In 1986 Ronald Williams had an argument with Eric Holmes. Williams shot and killed Holmes, who was unarmed. The jury convicted him of second-degree murder.
In a reform of the criminal code that became effective in January 1979, Nebraska's legislature deliberately removed "malice" as an element of the crime of second-degree murder. But in a 1994 appeal of a second-degree murder conviction the court simply asserted that malice must be a component of that crime. The court reasoned that otherwise there would be no grounds for distinguishing between second-degree murder and manslaughter.
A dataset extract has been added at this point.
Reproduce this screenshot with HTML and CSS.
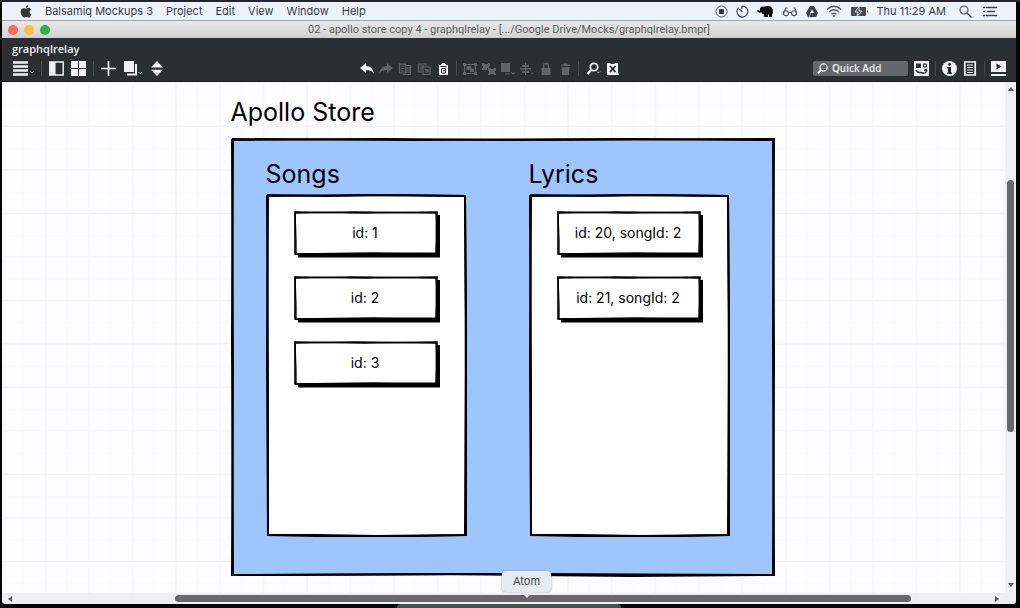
FILE: index.html
```html
<!DOCTYPE html>
<html lang="en">
<head>
<meta charset="utf-8">
<title>02 - apollo store copy 4 - graphqlrelay</title>
<link rel="stylesheet" href="styles.css">
</head>
<body>
<svg class="defs" aria-hidden="true">
  <symbol id="panel-sketch" viewBox="0 0 201 343" preserveAspectRatio="none">
    <path d="M2 2 L100 1 L199 2 L200 120 L199 341 L110 342 L50 341 L2 341 L1 170 Z" fill="#fff" stroke="#000" stroke-width="2"/>
    <path d="M1 1 L60 2 L130 1 L200 2 M199 1 L200 180 L200 342 M200 341 L100 343 L1 341 M2 342 L2 190 L1 1" fill="none" stroke="#000" stroke-width="2"/>
  </symbol>
  <symbol id="card-sketch" viewBox="0 0 146 47" preserveAspectRatio="none">
    <path d="M4 44.500 H144 V4" fill="none" stroke="#000" stroke-width="4"/>
    <path d="M1 1 L70 2 L143 1 L142 43 L80 42 L1 43 Z" fill="#fff" stroke="#000" stroke-width="1.600"/>
    <path d="M1 2 L60 1 L143 2 M142 1 L143 43 M1 43 L70 43 L143 42 M1 1 L2 30 L2 43" fill="none" stroke="#000" stroke-width="1.300"/>
  </symbol>
</svg>
<div class="desktop">
  <div class="screen">
    <nav class="menubar" aria-label="Menu bar">
      <button class="apple" aria-label="Apple menu"><svg width="12" height="13" viewBox="0 0 12 13"><path d="M8.3 0C8.4 1.4 7.1 2.9 5.8 2.9 5.7 1.5 7 .2 8.3 0ZM6 3.7c.7 0 1.300-.6 2.500-.6 1 0 1.900.5 2.500 1.300-2.100 1.300-1.700 4 .4 4.800C10.900 10.800 9.900 12.400 8.700 12.400 7.800 12.400 7.400 11.900 6.300 11.900 5.200 11.900 4.800 12.400 4 12.400 2.400 12.400.7 9.500.7 7.100.7 4.600 2.200 3.200 3.800 3.200c1 0 1.600.5 2.200.5Z" fill="#33363d"/></svg></button>
      <button>Balsamiq Mockups 3</button>
      <button>Project</button>
      <button>Edit</button>
      <button>View</button>
      <button>Window</button>
      <button>Help</button>
      <div class="status">
        <svg width="13" height="13" viewBox="0 0 13 13"><circle cx="6.500" cy="6.500" r="5.500" fill="none" stroke="#50535a"/><rect x="4" y="4" width="5" height="5" rx="1" fill="#33363d"/></svg>
        <svg width="13" height="13" viewBox="0 0 13 13"><path d="M5.800 1.100A5.500 5.500 0 1 1 2.600 2.600M6 1v3M6.500 7 3.500 4" fill="none" stroke="#41444b" stroke-width="1.200"/></svg>
        <svg width="17" height="13" viewBox="0 0 17 13"><path d="M5 5C5 2 8 1 11 1c4 0 5 3 5 7l-1 1v3h-3V9.500h-1V12H7V9C5 9 4.500 8 4.500 7 3.500 8 1 8 0 6l1-1c1 1 2 1 2 0Z" fill="#090a0d"/><circle cx="6" cy="4.500" r="3" fill="#090a0d"/></svg>
        <svg width="16" height="13" viewBox="0 0 16 13"><g fill="none" stroke="#50535a" stroke-width="1.100"><circle cx="4" cy="8.300" r="2.500"/><circle cx="12" cy="8.300" r="2.500"/><path d="M6.500 8q1.500-1 3 0M1.500 8 4 3l1.500 0M14.500 8 13 3l-1.500 0"/></g></svg>
        <svg width="12" height="13" viewBox="0 0 12 13"><path d="M4 1h4l4 7-2 4H2L0 8Z" fill="#3d4046"/><path d="m6 4.500 2 3.500H4Z" fill="#e9eef8"/><path d="M3 12l2-4" fill="none" stroke="#e9eef8" stroke-width=".6"/></svg>
        <svg width="16" height="13" viewBox="0 0 16 13"><g fill="none" stroke="#50535a" stroke-width="1.300"><path d="M1 4.500q7-6.500 14 0M3.200 7q4.800-4.500 9.600 0M5.500 9.300q2.500-2.300 5 0"/></g><path d="m6.500 10.500 1.500 1.700 1.500-1.700q-1.500-1-3 0" fill="#50535a"/></svg>
        <svg width="19" height="13" viewBox="0 0 19 13"><rect x="1" y="2" width="15" height="9" rx="1" fill="#464950"/><path d="M17 5q2 1.500 0 3Z" fill="#464950"/><path d="M9 1.500 5 7h3l-1 4.500L12 6H9Z" fill="#464950" stroke="#edf2fb" stroke-width=".9"/></svg>
        <span class="clock">Thu 11:29 AM</span>
        <svg width="13" height="13" viewBox="0 0 13 13"><circle cx="5" cy="5" r="4" fill="none" stroke="#50535a" stroke-width="1.200"/><path d="m8 8 4.500 4.500" stroke="#50535a" stroke-width="1.400"/></svg>
        <svg class="list" width="14" height="13" viewBox="0 0 14 13"><path d="M3 2.500h11M4 6.500h8M3 10.500h11M0 2.500h2M0 6.500h2M0 10.500h2" stroke="#41444b" stroke-width="1.500"/></svg>
      </div>
    </nav>

    <header class="titlebar">
      <div class="lights">
        <button class="light red" aria-label="Close"></button>
        <button class="light yellow" aria-label="Minimize"></button>
        <button class="light green" aria-label="Zoom window"></button>
      </div>
      <span class="title">02 - apollo store copy 4 - graphqlrelay - [.../Google Drive/Mocks/graphqlrelay.bmpr]</span>
    </header>

    <section class="appbar">
      <div class="project">graphqlrelay</div>
      <div class="tools">
        <div class="group wide">
          <button aria-label="Menu"><svg width="22" height="15" viewBox="0 0 22 15"><path d="M1 1.500h15M1 5.500h15M1 9.500h15M1 13.500h15" stroke="#f1f1f5" stroke-width="2.500"/><path d="m18 10 2 2 2-2" fill="none" stroke="#aaadb2"/></svg></button>
          <i class="sep"></i>
          <button aria-label="Navigator"><svg width="15" height="15" viewBox="0 0 15 15"><path d="M.8 1h13.400v13H.8Z" fill="none" stroke="#f1f1f5" stroke-width="1.500"/><path d="M1 1h5.500v13H1Z" fill="#f1f1f5"/></svg></button>
          <button aria-label="Grid"><svg width="15" height="15" viewBox="0 0 15 15"><path d="M0 0h7v7H0ZM8 0h7v7H8ZM0 8h7v7H0ZM8 8h7v7H8Z" fill="#f1f1f5"/></svg></button>
          <i class="sep"></i>
          <button aria-label="Add"><svg width="15" height="15" viewBox="0 0 15 15"><path d="M7.500 0v15M0 7.500h15" stroke="#f1f1f5" stroke-width="1.700"/></svg></button>
          <button aria-label="Duplicate"><svg width="20" height="15" viewBox="0 0 20 15"><path d="M1 0h10v11H1Z" fill="#f1f1f5"/><path d="M13 3v10.500H4" fill="none" stroke="#f1f1f5" stroke-width="2"/><path d="m15.500 11 1.700 1.700L19 11" fill="none" stroke="#aaadb2"/></svg></button>
          <button aria-label="Previous or next"><svg width="14" height="15" viewBox="0 0 14 15"><path d="M7 0 13 6.500H1ZM7 15 13 8.700H1Z" fill="#f1f1f5"/></svg></button>
        </div>

        <div class="group edit">
          <button aria-label="Undo"><svg width="14" height="14" viewBox="0 0 14 14"><path d="M0 6 6 1v3c5 0 7 3 8 8-2-3-4-4-8-4v3Z" fill="#f1f1f5"/></svg></button>
          <button aria-label="Redo" disabled><svg width="14" height="14" viewBox="0 0 14 14"><path d="M14 6 8 1v3C3 4 1 7 0 12c2-3 4-4 8-4v3Z" fill="#606368"/></svg></button>
          <button aria-label="Cut" disabled><svg width="14" height="14" viewBox="0 0 14 14"><path d="M1.500 2h6v9h-6ZM3 4h3M3 6.500h3M3 9h3M8 3.500h4.500v9H5M8 6h4M8 8h4M8 10h4" fill="none" stroke="#63666b" stroke-width="1.200"/></svg></button>
          <button aria-label="Copy" disabled><svg width="14" height="14" viewBox="0 0 14 14"><path d="M9 4V2H1.500v8H5M3 4h4M3 6h3M3 8h2M6 5h7v7.500H6ZM8 7l3 3M11 7v3H8" fill="none" stroke="#63666b" stroke-width="1.200"/></svg></button>
          <button aria-label="Paste"><svg width="14" height="14" viewBox="0 0 14 14"><path d="M5 2h1V1h3v1h1v1h2v10H3V3h2Z" fill="#f1f1f5"/><path d="M4.500 4.500h6M5.500 6.500h4v4.500h-4ZM7 8.700H9.500" fill="none" stroke="#2b2e33"/></svg></button>
          <i class="sep"></i>
          <button aria-label="Group" disabled><svg width="14" height="14" viewBox="0 0 14 14"><path d="M1.500 2.500h11v9h-11Z" fill="none" stroke="#606368" stroke-width="1.200"/><path d="M0 1h3v3H0ZM11 1h3v3h-3ZM0 10h3v3H0ZM11 10h3v3h-3ZM3.500 4H8v4H3.500ZM7 6.500h4V10H7Z" fill="#606368"/></svg></button>
          <button aria-label="Ungroup" disabled><svg width="14" height="14" viewBox="0 0 14 14"><path d="M0 1h2.500v1H6V1h2v3H7v2H5v2H0V6h1V4H0ZM6 6h2.500v1h3V6H14v3h-1v2h1v2h-2.500v-1h-3v1H6v-2h1V9H6Z" fill="#606368"/></svg></button>
          <button aria-label="Arrange" disabled><svg width="14" height="14" viewBox="0 0 14 14"><path d="M0 1h9v9H0Z" fill="#606368"/><path d="M4 12h5M10.500 10.500 12 12l1.500-1.500" fill="none" stroke="#606368" stroke-width="1.200"/></svg></button>
          <button aria-label="Align" disabled><svg width="14" height="14" viewBox="0 0 14 14"><path d="M2 3h7v2H2ZM0 6h11v1.500H0ZM2 9h7v2H2ZM5 1h1v12H5Z" fill="#606368"/><path d="m11 10.500 1.300 1.300 1.300-1.300" fill="none" stroke="#606368"/></svg></button>
          <button aria-label="Lock" disabled><svg width="14" height="14" viewBox="0 0 14 14"><path d="M2.500 6h9v7h-9Z" fill="#606368"/><path d="M4.500 6V4q0-2.500 2.500-2.500T9.500 4v2" fill="none" stroke="#606368" stroke-width="1.500"/></svg></button>
          <button aria-label="Delete" disabled><svg width="14" height="14" viewBox="0 0 14 14"><path d="M3.500 5h8l-.5 8H4ZM3 2.500h2.500v-1h4v1H12V4H3Z" fill="#606368"/></svg></button>
          <i class="sep"></i>
          <button aria-label="Zoom"><svg width="16" height="14" viewBox="0 0 16 14"><circle cx="9" cy="5" r="3.700" fill="none" stroke="#f1f1f5" stroke-width="1.800"/><path d="m6.500 7.500-4 4.500" stroke="#f1f1f5" stroke-width="2.400"/><path d="m12 9.500 1.500 1.500L15 9.500" fill="none" stroke="#aaadb2"/></svg></button>
          <button aria-label="Hide markup"><svg width="14" height="14" viewBox="0 0 14 14"><path d="M1 1h3l1 1h3l1-1h3v9l1 3H1Z" fill="#f1f1f5"/><path d="m4 4 5.500 6M9.500 4 4 10" stroke="#24272b" stroke-width="1.800"/></svg></button>
        </div>

        <div class="group right">
          <label class="quick">
            <svg width="11" height="11" viewBox="0 0 11 11"><circle cx="6.500" cy="4.500" r="3.600" fill="none" stroke="#f1f1f5" stroke-width="1.300"/><path d="M4 7 .8 10.300" stroke="#f1f1f5" stroke-width="1.800"/></svg>
            <input type="text" placeholder="Quick Add" aria-label="Quick Add">
          </label>
          <button aria-label="UI library"><svg width="15" height="15" viewBox="0 0 15 15"><path d="M0 0h15v15H0Z" fill="#f1f1f5"/><path d="M2 2.500h5v4.500H2Z" fill="#2b2e33"/><circle cx="11" cy="4.500" r="1.700" fill="none" stroke="#2b2e33" stroke-width="1.200"/><path d="M2 9q1 3 5 2.500 4 1.500 5.500-1V8.500L10 9.500" fill="none" stroke="#2b2e33" stroke-width="1.400"/></svg></button>
          <i class="sep"></i>
          <button aria-label="Inspector"><svg width="15" height="15" viewBox="0 0 15 15"><circle cx="7.500" cy="7.500" r="7.500" fill="#f1f1f5"/><circle cx="7.500" cy="3.300" r="1.500" fill="#24272b"/><path d="M5 6h4v5.500h1V13H5v-1.500h1v-4H5Z" fill="#24272b"/></svg></button>
          <button aria-label="Notes"><svg width="15" height="15" viewBox="0 0 15 15"><path d="M1.800 1h10.400v13H1.800Z" fill="none" stroke="#f1f1f5" stroke-width="1.700"/><path d="M4 4h6M4 6.500h6M4 9h6M4 11.500h6" stroke="#f1f1f5" stroke-width="1.200"/></svg></button>
          <i class="sep"></i>
          <button aria-label="Full screen presentation"><svg width="15" height="15" viewBox="0 0 15 15"><path d="M0 0h15v11H0ZM0 13h15v2H0Z" fill="#f1f1f5"/><path d="m5.500 2.500 5 3-5 3Z" fill="#24272b"/></svg></button>
        </div>
      </div>
    </section>

    <div class="work">
      <main class="canvas">
        <svg class="grid" aria-hidden="true">
          <defs><pattern id="grid" x="21.800" y="1.500" width="43.550" height="43.500" patternUnits="userSpaceOnUse">
            <path d="M0 21.800H44M43 0V44" stroke="#fafafb"/>
            <path d="M0 43H44M21.800 0V44" stroke="#f4f4f6" stroke-width="1.300"/>
          </pattern></defs>
          <rect width="100%" height="100%" fill="url(#grid)"/>
        </svg>
        <article class="mock">
          <h1>Apollo Store</h1>
          <div class="store">
            <svg class="outline" viewBox="0 0 544 439" preserveAspectRatio="none" aria-hidden="true">
              <path d="M2 2 L150 1 L290 2 L543 1 L542 200 L543 437 L300 436 L2 437 L1 200 Z" fill="#9fc5fe" stroke="#000" stroke-width="2"/>
              <path d="M1 1 L180 2 L400 1 L543 2 M542 1 L543 220 L542 438 M543 437 L400 438 L220 436 L1 437 M1 438 L2 230 L1 1" fill="none" stroke="#000" stroke-width="2"/>
            </svg>
            <section class="column">
              <h2>Songs</h2>
              <div class="panel">
                <svg class="outline"><use href="#panel-sketch"/></svg>
                <div class="card"><svg class="outline"><use href="#card-sketch"/></svg><span>id: 1</span></div>
                <div class="card"><svg class="outline"><use href="#card-sketch"/></svg><span>id: 2</span></div>
                <div class="card"><svg class="outline"><use href="#card-sketch"/></svg><span>id: 3</span></div>
              </div>
            </section>
            <section class="column">
              <h2>Lyrics</h2>
              <div class="panel">
                <svg class="outline"><use href="#panel-sketch"/></svg>
                <div class="card"><svg class="outline"><use href="#card-sketch"/></svg><span>id: 20, songId: 2</span></div>
                <div class="card"><svg class="outline"><use href="#card-sketch"/></svg><span>id: 21, songId: 2</span></div>
              </div>
            </section>
          </div>
        </article>
      </main>
      <div class="vscroll">
        <svg width="8" height="5" viewBox="0 0 8 5"><path d="m4 0 3 4H1Z" fill="#5c5c5e"/></svg>
        <div class="vtrack"><div class="vthumb"></div></div>
        <svg width="8" height="5" viewBox="0 0 8 5"><path d="m4 4 3-4H1Z" fill="#5c5c5e"/></svg>
      </div>
    </div>
    <div class="hscroll">
      <svg width="5" height="8" viewBox="0 0 5 8"><path d="m0 4 4-3v6Z" fill="#5c5c5e"/></svg>
      <div class="htrack"><div class="hthumb"></div></div>
      <svg width="5" height="8" viewBox="0 0 5 8"><path d="M4 4 0 1v6Z" fill="#5c5c5e"/></svg>
    </div>
  </div>
  <footer class="dockbar">
    <div class="dock"></div>
    <div class="tooltip" role="tooltip">Atom</div>
  </footer>
</div>
</body>
</html>
```
FILE: styles.css
```css
* { box-sizing: border-box; }
body { margin: 0; background: #08090b; font-family: Inter, "Liberation Sans", sans-serif; }
button { border: 0; padding: 0; background: none; font: inherit; color: inherit; }
svg { display: block; flex: none; }
.defs { position: absolute; width: 0; height: 0; }

.desktop { display: flex; flex-direction: column; min-height: 100vh; padding: 2px 4px 0 2px; background: linear-gradient(#22252f 2px, #050608 2px); }
.screen { flex: 1; display: flex; flex-direction: column; overflow: hidden; border-radius: 0 0 4px 4px; background: #efeff1; }

.menubar { display: flex; align-items: center; gap: 13px; height: 18px; padding: 0 19px 0 18px; background: #edf2fb; color: #3a3d45; font-size: 11px; line-height: 18px; white-space: nowrap; }
.status { display: flex; align-items: center; gap: 8px; margin-left: auto; }
.clock { padding-right: 5px; }
.list { margin-left: 3px; }

.titlebar { display: flex; align-items: center; height: 18px; padding: 0 6px; border-top: 1px solid #a5a6aa; background: linear-gradient(#e9e9e9, #d0d0d1); }
.lights { display: flex; flex: 1; gap: 6px; }
.light { width: 10px; height: 10px; border-radius: 50%; }
.red { background: #fb6a5c; }
.yellow { background: #fbbd43; }
.green { background: #2fb24c; }
.title { color: #5c5d60; font-family: Roboto, sans-serif; font-size: 11px; line-height: 16px; white-space: nowrap; }
.titlebar::after { content: ""; flex: 1; }

.appbar { padding: 3px 10px 5px; border-bottom: 1px solid #17181b; background: #2b2e33; color: #f1f1f5; font-family: "Open Sans", sans-serif; font-weight: 600; font-size: 11px; }
.project { line-height: 15px; }
.tools { display: flex; align-items: center; justify-content: space-between; height: 20px; padding-top: 5px; }
.group { display: flex; align-items: center; }
.wide { gap: 7px; }
.edit { gap: 5px; padding-left: 3px; }
.right { gap: 6px; }
.sep { width: 1px; height: 15px; background: #484b50; }
.edit .sep { margin: 0 1px; }
.quick { display: flex; align-items: center; gap: 4px; width: 95px; height: 15px; padding: 0 4px; border-radius: 2px; background: #65676c; }
.quick input { flex: 1; min-width: 0; padding: 0; border: 0; outline: 0; background: none; color: #f1f1f5; font: inherit; font-size: 10px; line-height: 15px; }
.quick input::placeholder { color: #f1f1f5; opacity: 1; }

.work { flex: 1; display: flex; background: #fdfcff; }
.canvas { position: relative; flex: 1; display: flex; justify-content: center; padding: 0 2px 16px 0; }
.grid { position: absolute; inset: 0; width: 100%; height: 100%; }
.mock { position: relative; display: flex; flex-direction: column; gap: 10px; padding-top: 14px; color: #000; }
h1, h2 { margin: 0; font-weight: 400; font-size: 25px; line-height: 32px; }
.store { position: relative; display: flex; gap: 62px; padding: 20px 45px 40px 35px; }
.outline { position: absolute; inset: 0; width: 100%; height: 100%; }
.column { position: relative; display: flex; flex-direction: column; gap: 4px; }
.panel { position: relative; display: flex; flex-direction: column; gap: 18px; min-height: 343px; padding: 17px 27px 0 28px; }
.card { position: relative; display: flex; align-items: center; justify-content: center; width: 146px; height: 47px; padding: 0 3px 3px 0; font-size: 14px; line-height: 20px; }
.card span { position: relative; }

.vscroll { display: flex; flex-direction: column; align-items: center; width: 11px; padding: 5px 0; background: #f0f0f2; }
.vtrack { flex: 1; padding: 0 2px; width: 11px; display: flex; flex-direction: column; }
.vtrack::before { content: ""; flex: 88; }
.vthumb { flex: 251; border-radius: 4px; background: #68686a; }
.vtrack::after { content: ""; flex: 151; }
.hscroll { display: flex; align-items: center; height: 11px; padding: 0 16px 0 6px; background: #efeff1; }
.htrack { flex: 1; display: flex; height: 7px; }
.htrack::before { content: ""; flex: 162; }
.hthumb { flex: 735; border-radius: 4px; background: #68686a; }
.htrack::after { content: ""; flex: 84; }

.dockbar { position: relative; display: flex; justify-content: center; height: 4px; }
.dock { width: 22%; border-radius: 4px 4px 0 0; background: #4b5051; }
.tooltip { position: absolute; left: 50%; bottom: 16px; margin-left: -7px; padding: 0 11px; border-radius: 4px; background: #e7eaf0; box-shadow: 0 0 2px #7d8796; color: #45484d; font-size: 11px; line-height: 21px; }
.tooltip::after { content: ""; position: absolute; top: 100%; left: 50%; margin-left: -6px; border: 6px solid transparent; border-top-color: #e7eaf0; border-bottom: 0; }
```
But Nebraska's reformed criminal code makes clear that the difference concerns intent.
Before 1979 the crime was defined this way: "Whosoever shall purposely and maliciously, but without deliberation and premeditation, kill another, every such person shall be deemed guilty of murder in the second degree." In 1979 the definition became this: "A person commits murder in the second degree if he causes the death of a person intentionally but without premeditation."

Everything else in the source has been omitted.